It’s Saturday night and I’m tying up loose ends, signing off patient referral letters, sending messages to staff to do on Monday and “playing” in the test environment of our EHR to try to better understand it. My husband is working a 12-hour shift at an immediate care clinic, my daughter is with a friend and the cats are not trying to get in my lap right at this moment. The house is quiet, with nothing but the soft swishing noise the dishwasher makes and for some reason, that always soothes me. Maybe because cleaning is happening without my active participation. It occurs to me that I haven’t checked RelayHealth.com, our patient portal, since early yesterday morning.
I log on and there are two messages. One from a patient that needs her atorvastatin refilled. I thought it had been done at the time of our visit yesterday but when she arrived at the pharmacy only her blood pressure pills were there. Apparently I neglected to check the drop down box in the prescription area of our EHR. In her case the default setting was “record” instead of “send to retail pharmacy” (it varies per patient for some mysterious reason) and I missed checking ONE of the three prescriptions correctly.
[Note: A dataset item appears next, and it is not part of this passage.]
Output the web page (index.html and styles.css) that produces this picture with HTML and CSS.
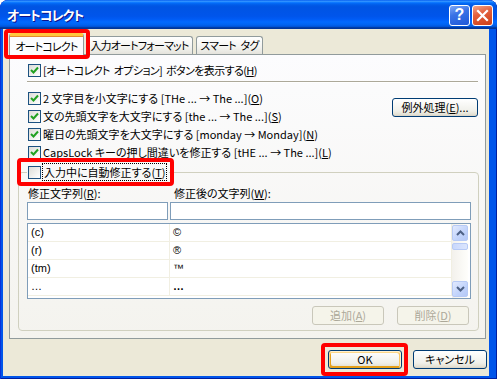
FILE: index.html
```html
<!DOCTYPE html>
<html lang="ja">

<head>
    <meta charset="UTF-8">
    <title>オートコレクト</title>
    <link rel="stylesheet" href="styles.css">
</head>

<body>
    <div class="window">
        <!-- Title Bar -->
        <div class="titlebar">
            <span class="title">オートコレクト</span>
            <div class="ctrls">
                <div class="tbtn help">?</div>
                <div class="tbtn close">
                    <svg width="19" height="19" viewBox="0 0 19 19">
                        <path d="M5 5 L14 14 M14 5 L5 14" stroke="#fff" stroke-width="2.2" stroke-linecap="square" />
                    </svg>
                </div>
            </div>
        </div>

        <div class="client">
            <!-- Tabs -->
            <div class="tabs">
                <div class="tab active mark mark-tab">オートコレクト</div>
                <div class="tab tab-fmt">入力オートフォーマット</div>
                <div class="tab tab-tag">スマート タグ</div>
            </div>

            <div class="panel">
                <div class="check row1">
                    <span class="box on"><svg width="11" height="11" viewBox="0 0 11 11"><path d="M2 5 L4.5 7.5 L9 2.5" stroke="#21a121" stroke-width="2" fill="none" /></svg></span>
                    <span class="tight">[オートコレクト オプション] ボタンを表示する(<u>H</u>)</span>
                </div>
                <div class="sep"></div>

                <div class="options">
                    <div class="opt-list">
                        <div class="check">
                            <span class="box on"><svg width="11" height="11" viewBox="0 0 11 11"><path d="M2 5 L4.5 7.5 L9 2.5" stroke="#21a121" stroke-width="2" fill="none" /></svg></span>
                            <span>2 文字目を小文字にする [THe ... → The ...](<u>O</u>)</span>
                        </div>
                        <div class="check">
                            <span class="box on"><svg width="11" height="11" viewBox="0 0 11 11"><path d="M2 5 L4.5 7.5 L9 2.5" stroke="#21a121" stroke-width="2" fill="none" /></svg></span>
                            <span>文の先頭文字を大文字にする [the ... → The ...](<u>S</u>)</span>
                        </div>
                        <div class="check">
                            <span class="box on"><svg width="11" height="11" viewBox="0 0 11 11"><path d="M2 5 L4.5 7.5 L9 2.5" stroke="#21a121" stroke-width="2" fill="none" /></svg></span>
                            <span>曜日の先頭文字を大文字にする [monday → Monday](<u>N</u>)</span>
                        </div>
                        <div class="check">
                            <span class="box on"><svg width="11" height="11" viewBox="0 0 11 11"><path d="M2 5 L4.5 7.5 L9 2.5" stroke="#21a121" stroke-width="2" fill="none" /></svg></span>
                            <span>CapsLock キーの押し間違いを修正する [tHE ... → The ...](<u>L</u>)</span>
                        </div>
                    </div>
                    <button class="btn btn-exc">例外処理(<u>E</u>)...</button>
                </div>

                <!-- Replace group -->
                <fieldset class="group">
                    <legend class="check mark mark-legend">
                        <span class="box"></span>
                        <span class="focus">入力中に自動修正する(<u>T</u>)</span>
                    </legend>

                    <div class="fields">
                        <label class="lbl-from">修正文字列(<u>R</u>):</label>
                        <label class="lbl-to">修正後の文字列(<u>W</u>):</label>
                        <div class="input"></div>
                        <div class="input"></div>
                    </div>

                    <div class="list">
                        <table>
                            <tr><td>(c)</td><td>©</td></tr>
                            <tr><td>(r)</td><td>®</td></tr>
                            <tr><td>(tm)</td><td>™</td></tr>
                            <tr><td>…</td><td class="dots">…</td></tr>
                        </table>
                        <div class="scroll">
                            <div class="sbtn">
                                <svg width="9" height="6" viewBox="0 0 9 6"><path d="M1 5 L4.5 1.5 L8 5" stroke="#4d6185" stroke-width="2" fill="none" /></svg>
                            </div>
                            <div class="thumb"></div>
                            <div class="track"></div>
                            <div class="sbtn">
                                <svg width="9" height="6" viewBox="0 0 9 6"><path d="M1 1 L4.5 4.5 L8 1" stroke="#4d6185" stroke-width="2" fill="none" /></svg>
                            </div>
                        </div>
                    </div>

                    <div class="group-btns">
                        <button class="btn" disabled>追加(<u>A</u>)</button>
                        <button class="btn" disabled>削除(<u>D</u>)</button>
                    </div>
                </fieldset>
            </div>

            <!-- Dialog buttons -->
            <div class="footer">
                <button class="btn default mark mark-ok">OK</button>
                <button class="btn">キャンセル</button>
            </div>
        </div>
    </div>
</body>

</html>
```

FILE: styles.css
```css
/* General Body Styling */
body {
    margin: 0;
    background: #fff;
    font-family: "Noto Sans CJK JP", "Liberation Sans", sans-serif;
    font-size: 11px;
    font-feature-settings: "palt";
    color: #000;
}

.window {
    width: 497px;
    height: 379px;
    display: flex;
    flex-direction: column;
    background: #0055ea;
    border-radius: 8px 8px 0 0;
    box-shadow: inset 1px 0 #0831d9, inset -1px 0 #001ea0, inset 0 -1px #001ea0;
    overflow: hidden;
}

/* Title Bar */
.titlebar {
    height: 29px;
    flex: none;
    display: flex;
    align-items: center;
    padding: 0 4px 0 7px;
    background: linear-gradient(180deg, #0058ee 0%, #3593ff 4%, #288eff 6%, #127dff 8%, #036ffc 10%,
            #0262ee 14%, #0057e5 20%, #0054e3 24%, #0055eb 56%, #005bf5 66%, #026afe 76%,
            #0062ef 86%, #0052d6 92%, #0040ab 94%, #003092 100%);
    border-radius: 8px 8px 0 0;
}

.title {
    flex: 1;
    color: #fff;
    font-size: 13px;
    font-weight: bold;
    letter-spacing: -1px;
    text-shadow: 1px 1px #0f1089;
    margin-top: -1px;
}

.ctrls {
    display: flex;
    gap: 2px;
    margin-top: 1px;
}

.tbtn {
    width: 21px;
    height: 21px;
    box-sizing: border-box;
    border: 1px solid #fff;
    border-radius: 3px;
    display: flex;
    align-items: center;
    justify-content: center;
    color: #fff;
}

.tbtn.help {
    background: linear-gradient(160deg, #7fa8f6 0%, #3a73e6 40%, #1f58d8 100%);
    font-family: "Liberation Sans", sans-serif;
    font-weight: bold;
    font-size: 16px;
}

.tbtn.close {
    background: linear-gradient(160deg, #f3a58a 0%, #e3603c 40%, #cc3f17 100%);
}

/* Client area */
.client {
    flex: 1;
    display: flex;
    flex-direction: column;
    background: #ece9d8;
    margin: 0 8px 3px 3px;
    padding: 4px 3px 0 6px;
}

/* Tabs */
.tabs {
    display: flex;
    align-items: flex-end;
    height: 21px;
    position: relative;
    z-index: 1;
}

.tab {
    height: 18px;
    box-sizing: border-box;
    border: 1px solid #919b9c;
    border-bottom: none;
    border-radius: 3px 3px 0 0;
    background: linear-gradient(180deg, #fff 0%, #f3f3ef 60%, #e4e3dc 100%);
    display: flex;
    align-items: center;
    justify-content: center;
    line-height: 1;
    white-space: nowrap;
    letter-spacing: -0.8px;
    word-spacing: 3px;
}

.tab.active {
    width: 75px;
    height: 22px;
    margin-bottom: -1px;
    background: #fcfcfe;
    border-top: 3px solid #ffc83c;
    box-shadow: inset 0 1px #e68b2c;
    padding-top: 1px;
}

.tab-fmt {
    width: 107px;
    margin-left: 2px;
}

.tab-tag {
    width: 67px;
    margin-left: 3px;
}

/* Panel */
.panel {
    flex: none;
    height: 285px;
    box-sizing: border-box;
    border: 1px solid #919b9c;
    background: linear-gradient(180deg, #fcfcfe 0%, #f4f3ee 100%);
    padding: 6px 7px 0 8px;
}

.check {
    display: flex;
    align-items: center;
    height: 18px;
    white-space: nowrap;
}

.check .box {
    width: 13px;
    height: 13px;
    box-sizing: border-box;
    border: 1px solid #1c5180;
    background: linear-gradient(135deg, #dcdcd7 0%, #fff 100%);
    margin-right: 2px;
    display: flex;
    align-items: center;
    justify-content: center;
    flex: none;
}

.row1,
.opt-list .check {
    padding-left: 10px;
}

.tight {
    letter-spacing: -0.6px;
    word-spacing: 2px;
}

.sep {
    margin: 2px 0 6px 9px;
    height: 0;
    border-top: 1px solid #aca899;
    border-bottom: 1px solid #fff;
}

.options {
    display: flex;
    justify-content: space-between;
    align-items: flex-start;
}

/* Buttons */
.btn {
    font-family: inherit;
    font-size: 11px;
    font-feature-settings: "palt";
    height: 19px;
    box-sizing: border-box;
    padding: 0;
    border: 1px solid #003c74;
    border-radius: 3px;
    background: linear-gradient(180deg, #fff 0%, #f0f0ea 70%, #e3e0d3 92%, #d6d0c5 100%);
    color: #000;
    line-height: 15px;
}

.btn-exc {
    width: 86px;
    margin-top: 9px;
}

.btn:disabled {
    border-color: #c9c7ba;
    background: #f5f4ea;
    color: #aca899;
}

.btn.default {
    box-shadow: inset -1px 1px #fff0cf, inset 1px 2px #fdd889, inset -2px 2px #fbc761, inset 2px -2px #e5a01a;
}

/* Group box */
.group {
    margin: 2px 0 0 0;
    width: 461px;
    box-sizing: border-box;
    border: 1px solid #d0d0bf;
    border-radius: 4px;
    padding: 0 7px 5px 8px;
}

.group legend {
    padding: 0 3px 0 1px;
}

.focus {
    outline: 1px dotted #000;
    outline-offset: 0;
    padding: 0 1px;
}

.fields {
    display: grid;
    grid-template-columns: 141px 1fr;
    column-gap: 2px;
    margin-top: 5px;
}

.fields label {
    height: 14px;
    line-height: 14px;
    margin-bottom: 2px;
}

.lbl-from {
    padding-left: 1px;
}

.lbl-to {
    padding-left: 4px;
}

.input {
    height: 18px;
    box-sizing: border-box;
    border: 1px solid #7f9db9;
    background: #fff;
}

/* List */
.list {
    margin-top: 3px;
    height: 76px;
    box-sizing: border-box;
    border: 1px solid #7f9db9;
    background: #fff;
    display: flex;
    padding: 0 2px 0 0;
}

.list table {
    flex: 1;
    border-collapse: collapse;
    align-self: flex-start;
}

.list td {
    height: 17px;
    padding: 0 0 0 3px;
    border: 1px solid #f1efe2;
    border-top: none;
    line-height: 17px;
    font-family: "Liberation Sans", sans-serif;
}

.list td:first-child {
    width: 138px;
    border-left: none;
}

.list td.dots {
    font-weight: bold;
}

.scroll {
    width: 16px;
    display: flex;
    flex-direction: column;
    background: linear-gradient(90deg, #f3f1ec, #fefefb);
    padding: 1px 0;
}

.sbtn {
    height: 16px;
    box-sizing: border-box;
    border: 1px solid #b7caf5;
    border-radius: 2px;
    background: linear-gradient(135deg, #e2eafe 0%, #c1d3fb 60%, #b4c8f6 100%);
    display: flex;
    align-items: center;
    justify-content: center;
}

.thumb {
    height: 7px;
    margin-top: 2px;
    box-sizing: border-box;
    border: 1px solid #b7caf5;
    border-radius: 2px;
    background: linear-gradient(90deg, #c9d8fc, #dbe5fd);
}

.track {
    flex: 1;
}

.group-btns {
    display: flex;
    justify-content: flex-end;
    gap: 13px;
    margin: 7px 2px 0 0;
}

.group-btns .btn {
    width: 72px;
}

/* Footer */
.footer {
    display: flex;
    justify-content: flex-end;
    gap: 11px;
    margin: 11px -1px 0 0;
}

.footer .btn {
    width: 74px;
}

/* Red highlight marks */
.mark {
    position: relative;
}

.mark::after {
    content: "";
    position: absolute;
    border: 4px solid #ff0000;
    border-radius: 4px;
    pointer-events: none;
}

.mark-tab::after {
    top: -7px;
    left: -6px;
    right: -7px;
    bottom: -4px;
}

.mark-legend::after {
    top: -5px;
    left: -10px;
    right: -5px;
    bottom: -5px;
}

.mark-ok::after {
    top: -8px;
    left: -8px;
    right: -7px;
    bottom: -8px;
}
```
This is a system problem that needs to be addressed but in the meantime my patients will sometimes get less than all of the multiple prescriptions they need refilled. The good news is that she figured out how to use the portal, sent me a message, I read it and immediately logged back into the EHR system and sent the prescription to the pharmacy. Then I messaged her back to say the prescription should be ready in the morning. COOL!
The second message is from a patient who has found data regarding the use of metformen and psychiatric disease. She is tech savvy and figured out how to scan and send me a PDF file of the published research. COOL! Now I’m learning from my patients even when I’m not in the office. I send her a message promising to read the article and get back to her and jokingly tell her that I hope all my patients aren’t as smart as she is or I’ll be inundated with reading material. Tomorrow I can respond to the article.
So far not a large number of my patients know about or have bothered to sign up for the portal but I’ve been very happy with the interactions I’ve had on it. Earlier in the year a woman had an illness that seemed to linger forever. I was running tests and talking to specialists and was certain that this would pass but it was frustrating for her. I think it helped both of us that she could communicate directly with me throughout the illness and may have saved her some trips to the ER or Immediate Care Center because she had direct contact with me on a nearly daily basis. In return it was a relief to me to know how she was doing.
Physicians often hesitate to give this kind of access to patients because they are afraid it will be abused but that is short-sighted. Just like with the telephone, I have complete control over whether I answer or my medical assistant does. This way it can be done at my convenience and, in general, I hate communicating by telephone. Most patient messages are quick and to the point. If they need to be seen, I tell them so. It’s a plus to patient care from my perspective and am pleased with the results. I hope my patients feel the same way.